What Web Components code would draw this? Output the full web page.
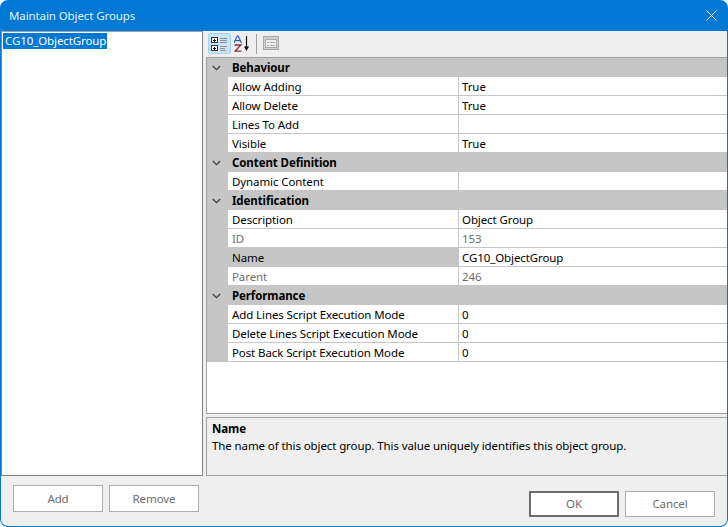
<!DOCTYPE html>
<html>
<head>
<meta charset="utf-8">
<title>Maintain Object Groups</title>
<style>
  html, body { margin: 0; padding: 0; background: #fff; }
  body { font: 11.5px/16px "Noto Sans", "Open Sans", sans-serif; letter-spacing: -0.1px; color: #000; }
</style>
</head>
<body>
<object-dialog>
  <span slot="title">Maintain Object Groups</span>
  <object-list slot="list">
    <span class="item">CG10_ObjectGroup</span>
  </object-list>
  <grid-toolbar slot="toolbar"></grid-toolbar>
  <prop-grid slot="grid">
    <prop-section name="Behaviour">
      <prop-row label="Allow Adding" value="True"></prop-row>
      <prop-row label="Allow Delete" value="True"></prop-row>
      <prop-row label="Lines To Add" value=""></prop-row>
      <prop-row label="Visible" value="True"></prop-row>
    </prop-section>
    <prop-section name="Content Definition">
      <prop-row label="Dynamic Content" value=""></prop-row>
    </prop-section>
    <prop-section name="Identification">
      <prop-row label="Description" value="Object Group"></prop-row>
      <prop-row label="ID" value="153" disabled></prop-row>
      <prop-row label="Name" value="CG10_ObjectGroup" selected></prop-row>
      <prop-row label="Parent" value="246" disabled></prop-row>
    </prop-section>
    <prop-section name="Performance">
      <prop-row label="Add Lines Script Execution Mode" value="0"></prop-row>
      <prop-row label="Delete Lines Script Execution Mode" value="0"></prop-row>
      <prop-row label="Post Back Script Execution Mode" value="0"></prop-row>
    </prop-section>
  </prop-grid>
  <help-panel slot="help" heading="Name">The name of this object group. This value uniquely identifies this object group.</help-panel>
  <dialog-button slot="left-buttons" tall>Add</dialog-button>
  <dialog-button slot="left-buttons" tall>Remove</dialog-button>
  <dialog-button slot="right-buttons" default>OK</dialog-button>
  <dialog-button slot="right-buttons">Cancel</dialog-button>
</object-dialog>

<script>
class ObjectDialog extends HTMLElement {
  constructor() {
    super();
    this.attachShadow({ mode: 'open' }).innerHTML = `
      <style>
        :host { display: block; width: 728px; height: 527px; background: #0078d4; border-radius: 8px; }
        .window { box-sizing: border-box; width: 728px; height: 527px; display: flex; flex-direction: column; padding: 0 1px 1px 1px; }
        .title { flex: none; height: 31px; display: flex; align-items: center; justify-content: space-between; padding: 0 8px; color: #e4f1fb; }
        .close { width: 11px; height: 11px; margin-right: 2px; }
        .body { flex: none; height: 495px; display: flex; flex-direction: column; background: #efefef; border-radius: 0 0 7px 7px; }
        .main { flex: none; height: 445px; display: flex; gap: 3px; }
        .left { flex: none; width: 202px; }
        .right { flex: 1; min-width: 0; display: flex; flex-direction: column; }
        .help { margin-top: 3px; }
        .footer { flex: none; height: 50px; display: flex; justify-content: space-between; padding: 0 12px; }
        .group { display: flex; gap: 6px; align-items: flex-start; }
        .group.l { padding-top: 9px; }
        .group.r { padding-top: 15px; }
      </style>
      <div class="window">
        <div class="title">
          <slot name="title"></slot>
          <svg class="close" viewBox="0 0 11 11"><path d="M.5.5l10 10M10.5.5l-10 10" stroke="#fff" stroke-width="1" fill="none"/></svg>
        </div>
        <div class="body">
          <div class="main">
            <div class="left"><slot name="list"></slot></div>
            <div class="right">
              <slot name="toolbar"></slot>
              <slot name="grid"></slot>
              <div class="help"><slot name="help"></slot></div>
            </div>
          </div>
          <div class="footer">
            <div class="group l"><slot name="left-buttons"></slot></div>
            <div class="group r"><slot name="right-buttons"></slot></div>
          </div>
        </div>
      </div>`;
  }
}

class ObjectList extends HTMLElement {
  constructor() {
    super();
    this.attachShadow({ mode: 'open' }).innerHTML = `
      <style>
        :host { display: block; box-sizing: border-box; height: 445px; background: #fff; border: 1px solid #82828c; border-top-color: #a0a0a0; padding: 1px 0 0 1px; }
        .sel { display: inline-block; background: #0078d4; color: #fff; height: 16px; line-height: 15px; padding: 0 1px 0 2px; }
      </style>
      <span class="sel">${this.querySelector('.item').textContent}</span>`;
  }
}

class GridToolbar extends HTMLElement {
  constructor() {
    super();
    this.attachShadow({ mode: 'open' }).innerHTML = `
      <style>
        :host { display: flex; box-sizing: border-box; height: 26px; align-items: center; padding: 0 0 1px 2px; }
        .btn { width: 23px; height: 21px; box-sizing: border-box; display: flex; align-items: center; justify-content: center; }
        .on { background: #cce4f7; border: 1px solid #99d1ff; border-radius: 3px; }
        .sep { width: 1px; height: 20px; background: #a0a0a0; margin: 0 2px; }
        svg { display: block; }
        .form { margin-left: 2px; }
      </style>
      <div class="btn on">
        <svg width="17" height="16" viewBox="0 0 17 16" shape-rendering="crispEdges">
          <path fill="#fff" stroke="#333" d="M.5 1.5h6v5h-6zM.5 9.5h6v5h-6z"/>
          <path stroke="#111" d="M2 4h3M3.5 2.5v3M2 12h3M3.5 10.5v3"/>
          <path stroke="#8a8f96" d="M9 2h7M9 4h7M9 6h7M9 10h7M9 12h5M9 14h6"/>
        </svg>
      </div>
      <div class="btn">
        <svg width="17" height="17" viewBox="0 0 17 17">
          <path d="M0 8 3.2 1h1L7.4 8M1.200 5.600h5" stroke="#2b5fb8" stroke-width="1.2" fill="none"/>
          <path d="M.5 10h6.500L1 16.200h6.500" stroke="#8c2f3f" stroke-width="1.300" fill="none"/>
          <path d="M12.500 1v13" stroke="#111" stroke-width="1.200"/>
          <path d="M10 11.500h5L12.500 16z" fill="#111"/>
        </svg>
      </div>
      <div class="sep"></div>
      <div class="btn">
        <svg class="form" width="17" height="15" viewBox="0 0 17 15" shape-rendering="crispEdges">
          <path fill="#d0d0d0" stroke="#a8a8a8" d="M.5.5h15v13h-15z"/>
          <path fill="#eee" stroke="#a8a8a8" d="M2.500 3.500h11v8h-11z"/>
          <path stroke="#a8a8a8" d="M4 6h2M7 6h5M4 9h2M7 9h5"/>
        </svg>
      </div>`;
  }
}

class PropGrid extends HTMLElement {
  constructor() {
    super();
    this.attachShadow({ mode: 'open' }).innerHTML = `
      <style>
        :host { display: block; box-sizing: border-box; height: 357px; background: #fff; border: 1px solid #a0a0a0; border-right: 0; }
      </style>
      <slot></slot>`;
  }
}

class PropSection extends HTMLElement {
  constructor() {
    super();
    this.attachShadow({ mode: 'open' }).innerHTML = `
      <style>
        :host { display: block; }
        .head { height: 19px; background: #c6c6c6; display: flex; align-items: center; font-weight: 700; }
        .chev { width: 25px; flex: none; display: flex; justify-content: center; padding-right: 7px; box-sizing: border-box; }
      </style>
      <div class="head">
        <div class="chev"><svg width="9" height="6" viewBox="0 0 9 6"><path d="M.8 1 4.500 4.700 8.200 1" stroke="#404040" stroke-width="1.300" fill="none"/></svg></div>
        <span>${this.getAttribute('name')}</span>
      </div>
      <slot></slot>`;
  }
}

class PropRow extends HTMLElement {
  constructor() {
    super();
    const disabled = this.hasAttribute('disabled');
    const selected = this.hasAttribute('selected');
    this.attachShadow({ mode: 'open' }).innerHTML = `
      <style>
        :host { display: flex; height: 19px; background: #c6c6c6; }
        .label, .value { box-sizing: border-box; height: 19px; line-height: 20px; border-bottom: 1px solid #c6c6c6; white-space: nowrap; overflow: hidden; }
        .label { flex: none; width: 231px; margin-left: 21px; padding-left: 4px; border-right: 1px solid #c6c6c6; background: ${selected ? '#c6c6c6' : '#fff'}; color: ${disabled ? '#6d6d6d' : '#000'}; }
        .value { flex: 1; padding-left: 3px; background: #fff; color: ${disabled ? '#6d6d6d' : '#000'}; }
      </style>
      <div class="label">${this.getAttribute('label')}</div>
      <div class="value">${this.getAttribute('value')}</div>`;
  }
}

class HelpPanel extends HTMLElement {
  constructor() {
    super();
    this.attachShadow({ mode: 'open' }).innerHTML = `
      <style>
        :host { display: block; box-sizing: border-box; height: 59px; border: 1px solid #a0a0a0; border-right: 0; padding: 2px 5px; background: #efefef; }
        .h { font-weight: 700; height: 18px; line-height: 18px; }
      </style>
      <div class="h">${this.getAttribute('heading')}</div>
      <slot></slot>`;
  }
}

class DialogButton extends HTMLElement {
  constructor() {
    super();
    const isDefault = this.hasAttribute('default');
    const h = this.hasAttribute('tall') ? 27 : 26;
    this.attachShadow({ mode: 'open' }).innerHTML = `
      <style>
        :host { display: block; }
        .b { box-sizing: border-box; width: 90px; height: ${h}px; background: #fff; border: ${isDefault ? '2px solid #6d6d6d' : '1px solid #adadad'}; display: flex; align-items: center; justify-content: center; color: #6d6d6d; }
      </style>
      <div class="b"><slot></slot></div>`;
  }
}

customElements.define('object-dialog', ObjectDialog);
customElements.define('object-list', ObjectList);
customElements.define('grid-toolbar', GridToolbar);
customElements.define('prop-grid', PropGrid);
customElements.define('prop-section', PropSection);
customElements.define('prop-row', PropRow);
customElements.define('help-panel', HelpPanel);
customElements.define('dialog-button', DialogButton);
</script>
</body>
</html>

===

Aim: Pictures stay out. Repeat only the lines from the beginning of the data through the line that has "</object-dialog>".

Written solution:
What Web Components code would draw this? Output the full web page.
<!DOCTYPE html>
<html>
<head>
<meta charset="utf-8">
<title>Maintain Object Groups</title>
<style>
  html, body { margin: 0; padding: 0; background: #fff; }
  body { font: 11.5px/16px "Noto Sans", "Open Sans", sans-serif; letter-spacing: -0.1px; color: #000; }
</style>
</head>
<body>
<object-dialog>
  <span slot="title">Maintain Object Groups</span>
  <object-list slot="list">
    <span class="item">CG10_ObjectGroup</span>
  </object-list>
  <grid-toolbar slot="toolbar"></grid-toolbar>
  <prop-grid slot="grid">
    <prop-section name="Behaviour">
      <prop-row label="Allow Adding" value="True"></prop-row>
      <prop-row label="Allow Delete" value="True"></prop-row>
      <prop-row label="Lines To Add" value=""></prop-row>
      <prop-row label="Visible" value="True"></prop-row>
    </prop-section>
    <prop-section name="Content Definition">
      <prop-row label="Dynamic Content" value=""></prop-row>
    </prop-section>
    <prop-section name="Identification">
      <prop-row label="Description" value="Object Group"></prop-row>
      <prop-row label="ID" value="153" disabled></prop-row>
      <prop-row label="Name" value="CG10_ObjectGroup" selected></prop-row>
      <prop-row label="Parent" value="246" disabled></prop-row>
    </prop-section>
    <prop-section name="Performance">
      <prop-row label="Add Lines Script Execution Mode" value="0"></prop-row>
      <prop-row label="Delete Lines Script Execution Mode" value="0"></prop-row>
      <prop-row label="Post Back Script Execution Mode" value="0"></prop-row>
    </prop-section>
  </prop-grid>
  <help-panel slot="help" heading="Name">The name of this object group. This value uniquely identifies this object group.</help-panel>
  <dialog-button slot="left-buttons" tall>Add</dialog-button>
  <dialog-button slot="left-buttons" tall>Remove</dialog-button>
  <dialog-button slot="right-buttons" default>OK</dialog-button>
  <dialog-button slot="right-buttons">Cancel</dialog-button>
</object-dialog>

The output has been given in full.